Succinct C++ solution with explanation.


  • 0
    W
    class Solution {
    public:
        vector<int> spiralOrder(vector<vector<int>>& matrix) {
            vector<int> result;
            // When the matrix is empty;
            if (matrix.empty() || matrix[0].empty()) {
                return result;
            }
            
            int rowSize = matrix.size();
            int colSize = matrix[0].size();
            int totalNum  = rowSize*colSize;
            
            // 0--moveright; 1--movedown; 2--moveleft; 3--moveup;
            int state = 3;
            
            int rowIndex = 0;
            int colIndex = 0;
            while (totalNum--) {
                // Decide whether the current state should change or not;
                int left = (state == 3 || state == 0) ? rowIndex : (rowSize-1-rowIndex);
                int right = (state == 3 || state == 2) ? colIndex : (colSize-1-colIndex);
                if (left == right) {
                    state = (state + 1) % 4;
                }
                // Deal with the case when there is one column left for next perimeter.
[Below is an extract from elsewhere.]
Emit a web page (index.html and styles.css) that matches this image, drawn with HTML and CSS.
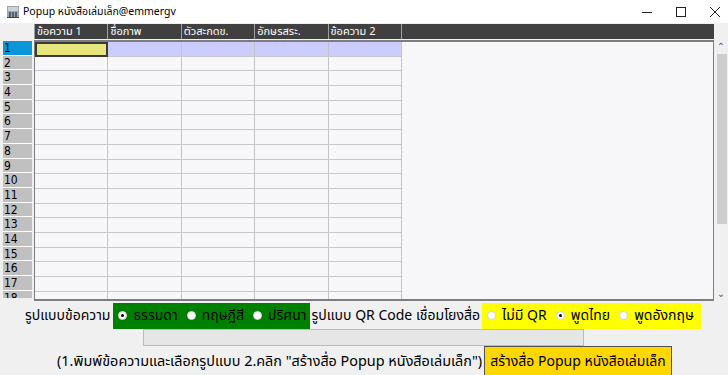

                if (state == 0 && rowIndex == (colSize-1-colIndex)) {
                    state++;
                }
                
                // Store the element from matrix to result;
                result.push_back(matrix[rowIndex][colIndex]);
                
                // Decide the position go next;
                // When reach the end of one perimeter, direction need to turn to next inner perimeter.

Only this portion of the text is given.